The association of DST with self-reported life satisfaction scores was assessed using mixed-effect models and found to be negatively associated with individual well-being.5 The effect of DST was more significant for men and those with full-time employment. In a survey of sleep patterns in 55 000 participants, adjustments to the autumn time zone shift were easier, but adjustments were more difficult in the spring. There was a lower quality of sleep reported in participants up to 2 weeks afterwards during the spring season.6
Using time use data (eg, how individuals spent their time) in the week before and after the transition to DST, the transition to DST resulted in an average of 15 to 20 fewer minutes of sleep.1 High school students studied during the DST transition showed reduced weeknight sleep duration (approximately 30 minutes), as measured by actigraphy.7 The average sleep duration was 7 hours and 51 minutes on pre-DST transition weeknights and 7 hours, 19 minutes post-DST weeknights. In addition, longer reaction times, increased lapses in vigilance, and increased daytime sleepiness were documented. While it is important to recognize that this study only involved 40 students and was limited to the week following the DST transition, an American Academy of Sleep Medicine consensus statement has recommended 8 to 10 hours of sleep for adolescents on a regular basis.8 These recommendations were based on a detailed literature review that documented adverse effects of chronic sleep loss on attention, behavior, learning problems, depression, and self-harm. Additional studies will be needed to document whether transitions to DST have more long-term associations with adolescent sleep and contribute to adverse effects.

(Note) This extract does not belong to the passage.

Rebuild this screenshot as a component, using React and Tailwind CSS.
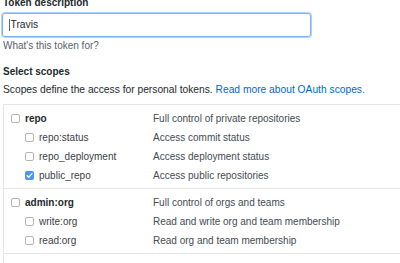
import React from "react";

const font = { fontFamily: '"Liberation Sans", Arial, Helvetica, sans-serif' };

function Box({ checked }) {
  if (checked) {
    return (
      <span className="flex h-[9px] w-[9px] shrink-0 items-center justify-center rounded-[2px] bg-[#4a96f2]">
        <svg width="7" height="7" viewBox="0 0 8 8">
          <path d="M1.3 4.2 L3.2 6 L6.8 1.8" fill="none" stroke="#fff" strokeWidth="1.5" strokeLinecap="round" strokeLinejoin="round" />
        </svg>
      </span>
    );
  }
  return <span className="h-[9px] w-[9px] shrink-0 rounded-[2px] border border-[#b5b5b5] bg-white" />;
}

function Row({ name, desc, top, checked }) {
  return (
    <div className="flex h-[19px] items-center">
      <div className={`flex w-[149px] shrink-0 items-center gap-[5px] ${top ? "pl-[7px]" : "pl-[21px]"}`}>
        <Box checked={checked} />
        <span className={top ? "font-bold text-[#24292e]" : "text-[#3b4046]"}>{name}</span>
      </div>
      <span className="text-[#444b52]">{desc}</span>
    </div>
  );
}

function Group({ rows, last }) {
  return (
    <div className={`pt-[4px] pb-[3px] ${last ? "" : "border-b border-[#e4e6e9]"}`}>
      {rows.map((r, i) => (
        <Row key={i} {...r} />
      ))}
    </div>
  );
}

export default function App() {
  return (
    <div className="h-[263px] w-[400px] overflow-hidden bg-white text-[10px] leading-[14px]" style={font}>
      <div className="flex flex-col pl-[3px]">
        <div className="mt-[-4px] font-bold text-[#24292e]">Token description</div>
        <div className="ml-[-1px] mt-[3px] flex h-[24px] w-[309px] items-center rounded-[3px] border border-[#7fb0f4] pl-[6px] shadow-[0_0_0_1px_#b3d1fa]">
          <span className="mr-[0.5px] h-[12px] w-[1px] bg-[#666]" />
          <span className="text-[10.3px] text-[#24292e]">Travis</span>
        </div>
        <div className="mt-[2px] text-[#586069]">What's this token for?</div>
        <div className="mt-[12px] font-bold text-[#24292e]">Select scopes</div>
        <div className="mt-[4px] text-[10.25px] text-[#24292e]">
          Scopes define the access for personal tokens.{" "}
          <span className="text-[#0366d6]">Read more about OAuth scopes.</span>
        </div>
        <div className="mt-[7px] w-[430px] border-l border-t border-[#e4e6e9]">
          <Group
            rows={[
              { name: "repo", desc: "Full control of private repositories", top: true },
              { name: "repo:status", desc: "Access commit status" },
              { name: "repo_deployment", desc: "Access deployment status" },
              { name: "public_repo", desc: "Access public repositories", checked: true },
            ]}
          />
          <Group
            rows={[
              { name: "admin:org", desc: "Full control of orgs and teams", top: true },
              { name: "write:org", desc: "Read and write org and team membership" },
              { name: "read:org", desc: "Read org and team membership" },
            ]}
          />
          <Group
            last
            rows={[{ name: "admin:public_key", desc: "Full control of user public keys", top: true }]}
          />
        </div>
      </div>
    </div>
  );
}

Genetics of Circadian Disruption

The negative health outcomes associated with the DST transition may be associated with disruptions in the underlying genetic mechanisms that contribute to the expression of the circadian clock and its behavioral manifestations in neurology (ie, chronotype).9 It is well established that genetic factors help to regulate the sleep-wake cycle in humans by encoding the circadian clock, which is an autoregulatory feedback loop. When sleep time shifts there is global disruption in peripheral gene expression, and even the short-term sleep deprivation that occurs following the transition to DST may alter the epigenetic and transcriptional profile of core circadian clock genes.10 While it is unclear how disruptive a 1-hour time change is to otherwise healthy individuals, it is possible that individuals with extreme manifestations of chronotype or circadian rhythm sleep-wake disorders, neurological disorders, or children and adolescents whose brains are still developing are more susceptible to the adverse health effects that occur following the DST transition.

Conclusions
Transitions to DST have documented detrimental associations with the brain, specifically ischemic stroke, with the risk of myocardial infarction and well-being also affected. A lower quality of sleep, shorter sleep duration, and decreased psychomotor vigilance have also been reported. Additional studies are needed to understand the causes of these detrimental effects and the role of sleep deprivation and circadian disruption. Based on these data, we advocate for the elimination of transitions to DST.